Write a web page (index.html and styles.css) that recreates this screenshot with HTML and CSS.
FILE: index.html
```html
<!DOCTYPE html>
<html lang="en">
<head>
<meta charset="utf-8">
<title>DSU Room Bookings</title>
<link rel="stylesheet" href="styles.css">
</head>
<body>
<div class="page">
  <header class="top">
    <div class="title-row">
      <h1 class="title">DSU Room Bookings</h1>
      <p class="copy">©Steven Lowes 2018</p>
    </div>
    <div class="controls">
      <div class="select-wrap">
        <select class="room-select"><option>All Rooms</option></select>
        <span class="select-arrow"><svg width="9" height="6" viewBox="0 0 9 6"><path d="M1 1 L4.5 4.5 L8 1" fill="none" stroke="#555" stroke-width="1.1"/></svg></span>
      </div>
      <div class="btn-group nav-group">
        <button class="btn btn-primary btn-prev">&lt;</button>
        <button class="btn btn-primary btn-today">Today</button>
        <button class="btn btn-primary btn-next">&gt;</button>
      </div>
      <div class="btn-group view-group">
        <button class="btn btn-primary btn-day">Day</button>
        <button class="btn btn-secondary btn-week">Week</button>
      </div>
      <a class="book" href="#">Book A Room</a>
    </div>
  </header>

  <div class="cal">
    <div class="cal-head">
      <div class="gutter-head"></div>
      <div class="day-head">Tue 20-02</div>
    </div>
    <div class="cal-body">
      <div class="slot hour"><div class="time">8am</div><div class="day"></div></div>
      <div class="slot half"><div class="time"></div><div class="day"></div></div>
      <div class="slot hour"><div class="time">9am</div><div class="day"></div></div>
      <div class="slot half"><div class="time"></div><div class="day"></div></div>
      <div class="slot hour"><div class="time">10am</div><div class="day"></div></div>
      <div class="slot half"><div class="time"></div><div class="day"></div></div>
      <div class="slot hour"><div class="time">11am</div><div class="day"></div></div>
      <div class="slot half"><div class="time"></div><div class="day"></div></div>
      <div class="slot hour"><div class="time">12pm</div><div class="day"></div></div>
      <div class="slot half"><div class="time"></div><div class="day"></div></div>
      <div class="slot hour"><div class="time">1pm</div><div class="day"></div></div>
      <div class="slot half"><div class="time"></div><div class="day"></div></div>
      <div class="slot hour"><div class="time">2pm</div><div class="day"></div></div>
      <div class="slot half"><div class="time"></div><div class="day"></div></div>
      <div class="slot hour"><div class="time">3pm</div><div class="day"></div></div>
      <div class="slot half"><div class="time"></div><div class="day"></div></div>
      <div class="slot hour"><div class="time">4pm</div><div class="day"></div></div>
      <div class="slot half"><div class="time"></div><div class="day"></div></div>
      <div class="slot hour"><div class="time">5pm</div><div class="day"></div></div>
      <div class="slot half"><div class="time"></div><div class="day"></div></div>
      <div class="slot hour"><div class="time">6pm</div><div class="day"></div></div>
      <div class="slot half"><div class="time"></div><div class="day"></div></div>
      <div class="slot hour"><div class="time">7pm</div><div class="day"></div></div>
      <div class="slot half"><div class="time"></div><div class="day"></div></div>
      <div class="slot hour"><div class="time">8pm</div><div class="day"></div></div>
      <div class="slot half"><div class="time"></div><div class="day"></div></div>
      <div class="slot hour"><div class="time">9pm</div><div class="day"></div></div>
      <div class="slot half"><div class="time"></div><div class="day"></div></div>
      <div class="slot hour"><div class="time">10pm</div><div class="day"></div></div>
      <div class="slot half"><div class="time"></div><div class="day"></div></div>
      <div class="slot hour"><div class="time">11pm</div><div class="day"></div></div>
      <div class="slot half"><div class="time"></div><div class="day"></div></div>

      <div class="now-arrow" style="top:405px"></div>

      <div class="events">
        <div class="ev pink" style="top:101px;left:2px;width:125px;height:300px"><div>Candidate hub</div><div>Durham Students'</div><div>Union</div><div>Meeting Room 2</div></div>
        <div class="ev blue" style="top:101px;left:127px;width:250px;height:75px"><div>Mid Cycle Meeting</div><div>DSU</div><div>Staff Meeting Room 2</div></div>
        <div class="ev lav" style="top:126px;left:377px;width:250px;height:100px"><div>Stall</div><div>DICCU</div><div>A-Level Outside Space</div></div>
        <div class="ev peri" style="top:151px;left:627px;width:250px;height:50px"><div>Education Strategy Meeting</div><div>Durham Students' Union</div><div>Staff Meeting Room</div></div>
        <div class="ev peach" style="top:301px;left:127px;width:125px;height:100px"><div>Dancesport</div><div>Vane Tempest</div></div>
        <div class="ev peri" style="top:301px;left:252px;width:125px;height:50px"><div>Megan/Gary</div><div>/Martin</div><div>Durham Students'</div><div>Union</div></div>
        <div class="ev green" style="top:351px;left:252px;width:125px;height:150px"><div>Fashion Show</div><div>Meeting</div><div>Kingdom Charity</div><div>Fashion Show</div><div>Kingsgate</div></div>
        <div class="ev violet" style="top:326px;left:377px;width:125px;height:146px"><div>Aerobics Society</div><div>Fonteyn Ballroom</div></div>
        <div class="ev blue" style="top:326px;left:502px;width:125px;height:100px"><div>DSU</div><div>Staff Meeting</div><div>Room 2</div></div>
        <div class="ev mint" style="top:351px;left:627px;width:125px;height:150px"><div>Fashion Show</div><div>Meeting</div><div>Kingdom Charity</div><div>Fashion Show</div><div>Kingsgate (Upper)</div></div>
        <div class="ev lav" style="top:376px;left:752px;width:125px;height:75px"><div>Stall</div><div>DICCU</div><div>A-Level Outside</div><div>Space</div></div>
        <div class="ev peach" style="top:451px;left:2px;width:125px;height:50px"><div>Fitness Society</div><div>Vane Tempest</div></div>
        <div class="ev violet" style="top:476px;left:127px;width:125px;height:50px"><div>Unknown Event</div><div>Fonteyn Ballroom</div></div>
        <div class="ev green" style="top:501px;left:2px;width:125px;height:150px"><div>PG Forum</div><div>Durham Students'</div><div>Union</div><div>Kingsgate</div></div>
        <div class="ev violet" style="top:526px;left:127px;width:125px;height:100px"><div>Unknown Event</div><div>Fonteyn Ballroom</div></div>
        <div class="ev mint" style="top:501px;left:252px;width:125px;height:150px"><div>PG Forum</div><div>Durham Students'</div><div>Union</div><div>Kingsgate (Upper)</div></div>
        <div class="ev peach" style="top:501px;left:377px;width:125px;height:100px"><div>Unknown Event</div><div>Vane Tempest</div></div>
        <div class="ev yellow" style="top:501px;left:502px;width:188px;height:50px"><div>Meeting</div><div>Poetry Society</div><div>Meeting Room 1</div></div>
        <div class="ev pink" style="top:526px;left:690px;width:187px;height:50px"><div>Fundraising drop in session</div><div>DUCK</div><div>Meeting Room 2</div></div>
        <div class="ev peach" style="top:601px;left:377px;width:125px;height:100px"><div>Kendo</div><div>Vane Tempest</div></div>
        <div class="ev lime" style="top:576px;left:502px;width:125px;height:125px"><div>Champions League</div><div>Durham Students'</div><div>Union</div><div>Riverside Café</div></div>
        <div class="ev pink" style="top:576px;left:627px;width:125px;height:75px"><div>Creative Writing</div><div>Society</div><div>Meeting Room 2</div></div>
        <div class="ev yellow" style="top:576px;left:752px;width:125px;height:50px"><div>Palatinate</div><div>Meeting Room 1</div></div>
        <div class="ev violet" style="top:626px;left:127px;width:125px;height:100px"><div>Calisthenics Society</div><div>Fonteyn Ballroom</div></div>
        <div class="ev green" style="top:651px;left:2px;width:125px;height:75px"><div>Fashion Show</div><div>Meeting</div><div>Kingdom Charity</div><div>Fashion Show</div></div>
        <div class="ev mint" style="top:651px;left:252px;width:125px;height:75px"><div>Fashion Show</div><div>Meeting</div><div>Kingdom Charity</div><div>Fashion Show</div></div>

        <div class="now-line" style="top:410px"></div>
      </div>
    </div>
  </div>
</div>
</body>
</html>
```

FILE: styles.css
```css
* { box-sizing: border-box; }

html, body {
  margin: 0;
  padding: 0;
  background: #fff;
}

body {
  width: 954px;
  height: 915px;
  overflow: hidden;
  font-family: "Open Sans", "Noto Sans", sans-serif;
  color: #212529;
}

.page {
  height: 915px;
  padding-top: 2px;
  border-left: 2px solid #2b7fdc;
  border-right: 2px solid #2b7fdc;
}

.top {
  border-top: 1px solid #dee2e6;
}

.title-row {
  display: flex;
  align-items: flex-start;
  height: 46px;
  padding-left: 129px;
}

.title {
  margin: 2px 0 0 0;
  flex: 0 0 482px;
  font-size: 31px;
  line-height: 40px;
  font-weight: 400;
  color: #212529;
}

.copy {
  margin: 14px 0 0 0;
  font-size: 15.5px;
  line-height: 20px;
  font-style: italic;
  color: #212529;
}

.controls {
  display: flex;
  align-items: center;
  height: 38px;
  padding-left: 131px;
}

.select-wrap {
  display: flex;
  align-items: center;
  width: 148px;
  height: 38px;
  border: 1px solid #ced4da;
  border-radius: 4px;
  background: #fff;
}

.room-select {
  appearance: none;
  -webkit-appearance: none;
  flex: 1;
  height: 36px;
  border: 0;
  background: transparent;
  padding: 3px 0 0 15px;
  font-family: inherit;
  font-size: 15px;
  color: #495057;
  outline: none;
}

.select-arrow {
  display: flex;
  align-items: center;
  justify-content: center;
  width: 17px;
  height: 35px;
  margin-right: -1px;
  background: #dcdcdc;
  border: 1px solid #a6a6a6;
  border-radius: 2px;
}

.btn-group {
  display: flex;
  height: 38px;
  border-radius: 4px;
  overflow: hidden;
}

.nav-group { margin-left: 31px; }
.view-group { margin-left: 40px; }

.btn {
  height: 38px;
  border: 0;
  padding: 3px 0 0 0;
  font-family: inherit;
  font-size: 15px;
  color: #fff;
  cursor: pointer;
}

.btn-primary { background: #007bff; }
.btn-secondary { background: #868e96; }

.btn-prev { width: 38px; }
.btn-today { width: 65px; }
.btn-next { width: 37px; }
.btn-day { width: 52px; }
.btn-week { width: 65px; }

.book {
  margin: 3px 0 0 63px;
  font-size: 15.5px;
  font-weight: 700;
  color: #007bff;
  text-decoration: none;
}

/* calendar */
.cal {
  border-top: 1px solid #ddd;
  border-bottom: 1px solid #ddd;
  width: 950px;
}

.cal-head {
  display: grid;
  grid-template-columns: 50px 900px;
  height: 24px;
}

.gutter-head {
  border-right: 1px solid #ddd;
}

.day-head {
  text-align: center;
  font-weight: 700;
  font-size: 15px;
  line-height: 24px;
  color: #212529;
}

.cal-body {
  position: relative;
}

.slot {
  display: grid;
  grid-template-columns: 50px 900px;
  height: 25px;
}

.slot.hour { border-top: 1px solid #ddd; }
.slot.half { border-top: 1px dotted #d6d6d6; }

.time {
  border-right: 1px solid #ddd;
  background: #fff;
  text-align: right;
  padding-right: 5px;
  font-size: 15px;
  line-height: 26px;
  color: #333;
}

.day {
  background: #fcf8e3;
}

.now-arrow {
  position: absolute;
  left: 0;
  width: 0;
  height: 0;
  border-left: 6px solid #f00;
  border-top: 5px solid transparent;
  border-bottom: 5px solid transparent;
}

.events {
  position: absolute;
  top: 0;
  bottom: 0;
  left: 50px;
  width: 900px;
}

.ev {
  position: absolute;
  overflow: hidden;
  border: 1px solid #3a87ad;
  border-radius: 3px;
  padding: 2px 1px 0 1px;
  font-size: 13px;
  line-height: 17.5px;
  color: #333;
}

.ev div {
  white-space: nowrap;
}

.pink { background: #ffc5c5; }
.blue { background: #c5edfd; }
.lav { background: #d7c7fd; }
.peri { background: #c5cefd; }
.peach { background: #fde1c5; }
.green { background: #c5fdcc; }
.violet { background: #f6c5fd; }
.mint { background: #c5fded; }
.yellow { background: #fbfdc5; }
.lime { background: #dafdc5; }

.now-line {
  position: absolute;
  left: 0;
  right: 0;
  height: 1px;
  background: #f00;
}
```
------------------------------------------------
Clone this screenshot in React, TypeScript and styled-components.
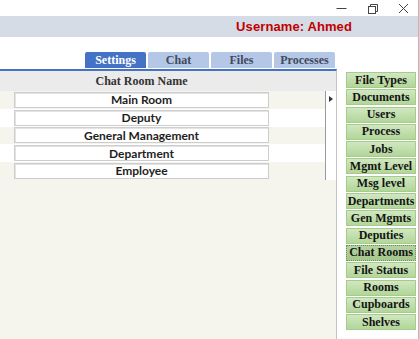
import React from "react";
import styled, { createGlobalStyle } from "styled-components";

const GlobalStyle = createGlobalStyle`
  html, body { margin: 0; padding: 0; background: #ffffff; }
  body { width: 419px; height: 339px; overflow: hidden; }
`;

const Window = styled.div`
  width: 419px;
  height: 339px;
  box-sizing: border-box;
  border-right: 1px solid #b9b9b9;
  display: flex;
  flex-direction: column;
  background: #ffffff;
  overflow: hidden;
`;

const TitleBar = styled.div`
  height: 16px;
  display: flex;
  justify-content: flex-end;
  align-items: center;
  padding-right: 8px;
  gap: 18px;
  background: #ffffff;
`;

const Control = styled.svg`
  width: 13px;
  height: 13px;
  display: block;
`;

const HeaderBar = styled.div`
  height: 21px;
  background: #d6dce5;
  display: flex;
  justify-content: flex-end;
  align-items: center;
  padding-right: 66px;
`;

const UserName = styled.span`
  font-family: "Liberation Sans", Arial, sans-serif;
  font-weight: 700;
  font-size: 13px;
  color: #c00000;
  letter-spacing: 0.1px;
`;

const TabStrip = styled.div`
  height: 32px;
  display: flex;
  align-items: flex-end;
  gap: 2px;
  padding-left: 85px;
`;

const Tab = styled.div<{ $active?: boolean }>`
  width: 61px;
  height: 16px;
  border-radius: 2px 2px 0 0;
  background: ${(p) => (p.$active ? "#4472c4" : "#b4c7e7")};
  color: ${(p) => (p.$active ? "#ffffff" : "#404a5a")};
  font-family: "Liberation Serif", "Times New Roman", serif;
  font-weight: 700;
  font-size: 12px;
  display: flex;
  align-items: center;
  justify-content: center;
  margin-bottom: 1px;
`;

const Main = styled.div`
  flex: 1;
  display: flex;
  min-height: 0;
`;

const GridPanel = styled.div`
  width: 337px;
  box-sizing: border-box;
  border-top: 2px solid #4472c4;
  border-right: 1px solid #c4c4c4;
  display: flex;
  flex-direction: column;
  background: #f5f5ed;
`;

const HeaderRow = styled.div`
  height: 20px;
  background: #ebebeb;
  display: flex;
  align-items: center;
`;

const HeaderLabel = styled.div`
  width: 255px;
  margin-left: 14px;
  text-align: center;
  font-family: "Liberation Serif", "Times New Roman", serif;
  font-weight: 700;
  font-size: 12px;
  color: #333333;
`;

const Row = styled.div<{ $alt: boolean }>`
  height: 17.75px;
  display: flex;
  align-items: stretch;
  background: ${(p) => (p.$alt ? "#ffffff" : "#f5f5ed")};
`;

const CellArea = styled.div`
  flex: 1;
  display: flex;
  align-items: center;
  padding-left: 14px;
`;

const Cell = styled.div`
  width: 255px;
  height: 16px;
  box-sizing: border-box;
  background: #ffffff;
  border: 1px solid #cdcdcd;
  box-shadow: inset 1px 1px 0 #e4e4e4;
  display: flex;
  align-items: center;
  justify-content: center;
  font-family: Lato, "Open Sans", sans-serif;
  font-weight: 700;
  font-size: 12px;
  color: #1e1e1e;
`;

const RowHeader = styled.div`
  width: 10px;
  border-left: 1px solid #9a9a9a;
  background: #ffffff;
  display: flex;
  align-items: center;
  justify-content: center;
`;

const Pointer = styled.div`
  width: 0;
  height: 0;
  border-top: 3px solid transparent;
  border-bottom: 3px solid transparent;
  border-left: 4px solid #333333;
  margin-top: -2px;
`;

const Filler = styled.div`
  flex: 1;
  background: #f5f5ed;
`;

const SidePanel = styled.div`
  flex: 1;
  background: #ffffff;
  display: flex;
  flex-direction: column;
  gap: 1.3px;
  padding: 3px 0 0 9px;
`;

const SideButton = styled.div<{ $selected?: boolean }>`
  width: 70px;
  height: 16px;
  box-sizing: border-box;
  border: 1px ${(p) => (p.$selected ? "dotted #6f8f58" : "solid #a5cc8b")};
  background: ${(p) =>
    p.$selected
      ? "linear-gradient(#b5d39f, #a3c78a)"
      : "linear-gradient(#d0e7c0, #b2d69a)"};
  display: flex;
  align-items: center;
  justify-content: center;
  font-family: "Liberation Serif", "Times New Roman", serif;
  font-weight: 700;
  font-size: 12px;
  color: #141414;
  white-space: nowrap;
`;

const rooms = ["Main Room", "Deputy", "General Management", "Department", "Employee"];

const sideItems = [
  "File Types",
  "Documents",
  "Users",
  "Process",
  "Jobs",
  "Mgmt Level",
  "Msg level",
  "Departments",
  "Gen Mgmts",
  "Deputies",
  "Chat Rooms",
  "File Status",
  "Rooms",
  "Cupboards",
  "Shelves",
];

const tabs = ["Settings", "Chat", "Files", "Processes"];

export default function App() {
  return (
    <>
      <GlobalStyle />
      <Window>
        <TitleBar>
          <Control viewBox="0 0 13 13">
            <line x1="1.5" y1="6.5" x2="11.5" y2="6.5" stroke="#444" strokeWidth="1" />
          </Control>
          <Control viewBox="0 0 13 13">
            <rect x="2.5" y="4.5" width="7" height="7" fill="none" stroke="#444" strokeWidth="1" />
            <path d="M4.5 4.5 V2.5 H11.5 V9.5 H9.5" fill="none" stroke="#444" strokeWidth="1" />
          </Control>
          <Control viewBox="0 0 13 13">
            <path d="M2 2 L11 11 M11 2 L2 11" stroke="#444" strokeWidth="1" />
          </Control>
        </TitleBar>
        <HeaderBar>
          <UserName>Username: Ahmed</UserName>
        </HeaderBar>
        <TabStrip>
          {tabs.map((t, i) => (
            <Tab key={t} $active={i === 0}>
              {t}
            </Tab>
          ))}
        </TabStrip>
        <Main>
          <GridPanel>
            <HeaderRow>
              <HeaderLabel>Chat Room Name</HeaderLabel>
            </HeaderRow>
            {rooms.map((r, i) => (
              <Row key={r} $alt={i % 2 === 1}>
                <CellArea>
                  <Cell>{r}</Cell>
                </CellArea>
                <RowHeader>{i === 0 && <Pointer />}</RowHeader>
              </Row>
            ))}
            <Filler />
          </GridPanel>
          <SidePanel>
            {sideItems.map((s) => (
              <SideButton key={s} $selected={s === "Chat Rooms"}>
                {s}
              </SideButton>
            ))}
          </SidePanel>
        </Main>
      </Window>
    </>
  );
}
------------------------------------------------
> Direction: Above are the records. Identify each line that contains the word "index".

> Result below:
Write a web page (index.html and styles.css) that recreates this screenshot with HTML and CSS.
FILE: index.html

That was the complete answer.